From Figure 5, it is evident that the accuracy of both the training dataset and the test dataset increases to the best with the increase in the epochs. In the initial value of epoch both the training and validation accuracies are very low. When the accuracy reaches to an ultimate value the training can be stopped at that epoch value. From the experimental results it is evident that the accuracy rate is enhanced by the preprocessing techniques proposed in this work.
Figure 5. Training and validation accuracies across epochs.

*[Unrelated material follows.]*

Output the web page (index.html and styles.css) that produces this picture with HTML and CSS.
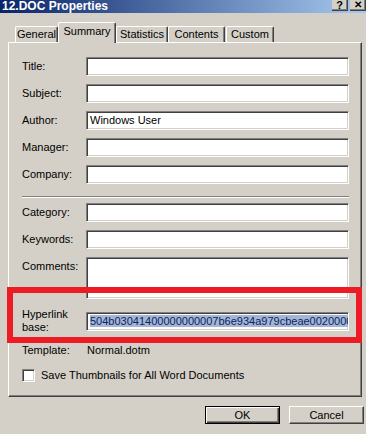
FILE: index.html
```html
<!DOCTYPE html>
<html>
<head>
    <meta charset="utf-8">
    <title>12.DOC Properties</title>
    <link rel="stylesheet" href="styles.css">
</head>
<body>
    <div class="dialog">
        <div class="titlebar">
            <span class="caption">12.DOC Properties</span>
            <div class="caption-btns">
                <span class="cap-btn">?</span>
                <span class="cap-btn cap-close">&#x2715;</span>
            </div>
        </div>

        <div class="tabs">
            <span class="tab tab-general">General</span>
            <span class="tab tab-active">Summary</span>
            <span class="tab tab-stats">Statistics</span>
            <span class="tab tab-contents">Contents</span>
            <span class="tab tab-custom">Custom</span>
        </div>

        <div class="panel">
            <div class="form-grid">
                <label>Title:</label>
                <div class="field"></div>
                <label>Subject:</label>
                <div class="field"></div>
                <label>Author:</label>
                <div class="field">Windows User</div>
                <label>Manager:</label>
                <div class="field"></div>
                <label>Company:</label>
                <div class="field"></div>
            </div>

            <div class="separator"></div>

            <div class="form-grid form-grid-second">
                <label>Category:</label>
                <div class="field"></div>
                <label>Keywords:</label>
                <div class="field"></div>
                <label>Comments:</label>
                <div class="field field-tall"></div>
            </div>

            <div class="form-grid hyperlink-row">
                <label class="label-two-lines">Hyperlink<br>base:</label>
                <div class="field"><span class="selected">504b03041400000000007b6e934a979cbeae002000000000000</span></div>
            </div>

            <div class="form-grid template-row">
                <label>Template:</label>
                <span class="static-value">Normal.dotm</span>
            </div>

            <div class="checkbox-row">
                <span class="checkbox"></span>
                <span>Save Thumbnails for All Word Documents</span>
            </div>
        </div>

        <div class="footer">
            <button class="btn btn-default">OK</button>
            <button class="btn">Cancel</button>
        </div>

        <div class="highlight-box"></div>
    </div>
</body>
</html>
```

FILE: styles.css
```css
body {
    margin: 0;
    background-color: #d4d0c8;
    font-family: "Liberation Sans", Arial, sans-serif;
    font-size: 11px;
    color: #000;
}

.dialog {
    position: relative;
    width: 366px;
    height: 434px;
    overflow: hidden;
}

/* title bar */
.titlebar {
    height: 13px;
    display: flex;
    justify-content: space-between;
    background: linear-gradient(to right, #0a246a, #a6caf0);
}

.caption {
    color: white;
    font-weight: bold;
    font-size: 12px;
    line-height: 13px;
    padding-left: 2px;
}

.caption-btns {
    display: flex;
    gap: 2px;
}

.cap-btn {
    width: 16px;
    height: 11px;
    box-sizing: border-box;
    background-color: #d4d0c8;
    border-right: 1px solid #404040;
    border-bottom: 1px solid #404040;
    box-shadow: inset -1px -1px #808080;
    font-weight: bold;
    font-size: 11px;
    line-height: 10px;
    text-align: center;
}

.cap-close {
    font-size: 10px;
}

/* tabs */
.tabs {
    height: 29px;
    display: flex;
    align-items: flex-end;
    padding-left: 15px;
}

.tab {
    height: 16px;
    box-sizing: border-box;
    border-top: 1px solid #fff;
    border-left: 1px solid #fff;
    border-right: 1px solid #404040;
    border-radius: 2px 2px 0 0;
    box-shadow: inset -1px 0 #808080;
    line-height: 14px;
    text-align: center;
}

.tab-general { width: 43px; }
.tab-stats { width: 52px; }
.tab-contents { width: 57px; }
.tab-custom { width: 48px; margin-left: 1px; }

.tab-active {
    width: 58px;
    height: 21px;
    margin-bottom: -1px;
    position: relative;
    z-index: 1;
    background-color: #d4d0c8;
    line-height: 17px;
}

/* panel */
.panel {
    width: 354px;
    height: 355px;
    margin-left: 8px;
    box-sizing: border-box;
    border-top: 1px solid #fff;
    border-left: 1px solid #fff;
    border-right: 1px solid #404040;
    border-bottom: 1px solid #404040;
    box-shadow: inset -1px -1px #808080;
    padding: 14px 0 0 13px;
}

.form-grid {
    display: grid;
    grid-template-columns: 64px 263px;
    row-gap: 8px;
}

.form-grid label {
    line-height: 19px;
}

.field {
    height: 19px;
    box-sizing: border-box;
    background-color: white;
    border-top: 1px solid #808080;
    border-left: 1px solid #808080;
    border-right: 1px solid #fff;
    border-bottom: 1px solid #fff;
    box-shadow: inset 1px 1px #404040, inset -1px -1px #d4d0c8;
    padding: 0 3px;
    line-height: 17px;
    white-space: nowrap;
    overflow: hidden;
}

.field-tall {
    height: 42px;
}

.separator {
    width: 327px;
    margin: 12px 0 5px;
    border-top: 1px solid #808080;
    border-bottom: 1px solid #fff;
}

.hyperlink-row {
    margin-top: 9px;
    align-items: center;
}

.form-grid .label-two-lines {
    line-height: 13px;
}

.selected {
    background-color: #a5b6d2;
    color: #0a246a;
}

.template-row {
    margin-top: 7px;
    line-height: 19px;
}

.static-value {
    padding-left: 1px;
}

.checkbox-row {
    display: flex;
    align-items: center;
    gap: 6px;
    margin-top: 9px;
    line-height: 13px;
}

.checkbox {
    width: 13px;
    height: 13px;
    box-sizing: border-box;
    background-color: white;
    border-top: 1px solid #808080;
    border-left: 1px solid #808080;
    border-right: 1px solid #fff;
    border-bottom: 1px solid #fff;
    box-shadow: inset 1px 1px #404040, inset -1px -1px #d4d0c8;
}

/* buttons */
.footer {
    display: flex;
    justify-content: flex-end;
    gap: 9px;
    margin-top: 9px;
    padding-right: 2px;
}

.btn {
    width: 75px;
    height: 18px;
    padding: 0;
    font-family: inherit;
    font-size: 11px;
    color: #000;
    background-color: #d4d0c8;
    border-top: 1px solid #fff;
    border-left: 1px solid #fff;
    border-right: 1px solid #404040;
    border-bottom: 1px solid #404040;
    box-shadow: inset -1px -1px #808080;
}

.btn-default {
    border: 1px solid #000;
    box-shadow: inset 1px 1px #fff, inset -1px -1px #404040, inset -2px -2px #808080;
}

/* annotation drawn over the screenshot */
.highlight-box {
    position: absolute;
    left: 7px;
    top: 287px;
    width: 355px;
    height: 56px;
    box-sizing: border-box;
    border: 6px solid #ed1c24;
}
```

Table 5. Training and validation accuracy across epochs.
5. Conclusion
This research work proposes a facial expression recognition system in which seven different facial expressions of different people from FER2013 dataset have been analyzed. The captured facial images are preprocessed from which the features are extracted and the CNN model detects the facial expressions. Accuracy is used as a metric to evaluate the performance of the system. Tests reveal that the accuracy of the model increases greatly when the normalization procedures are combined with rescaling and grayscale conversion. According to the results, this method provides a simpler solution and achieves higher accuracy when compared to the traditional classifiers that make use of the same facial expression database. Furthermore, training takes less time. In future the proposed work can be extended to be tested in other databases thereby achieving a cross database validation and the accuracy of the model can further be enhanced with more appropriate combinations of preprocessing techniques.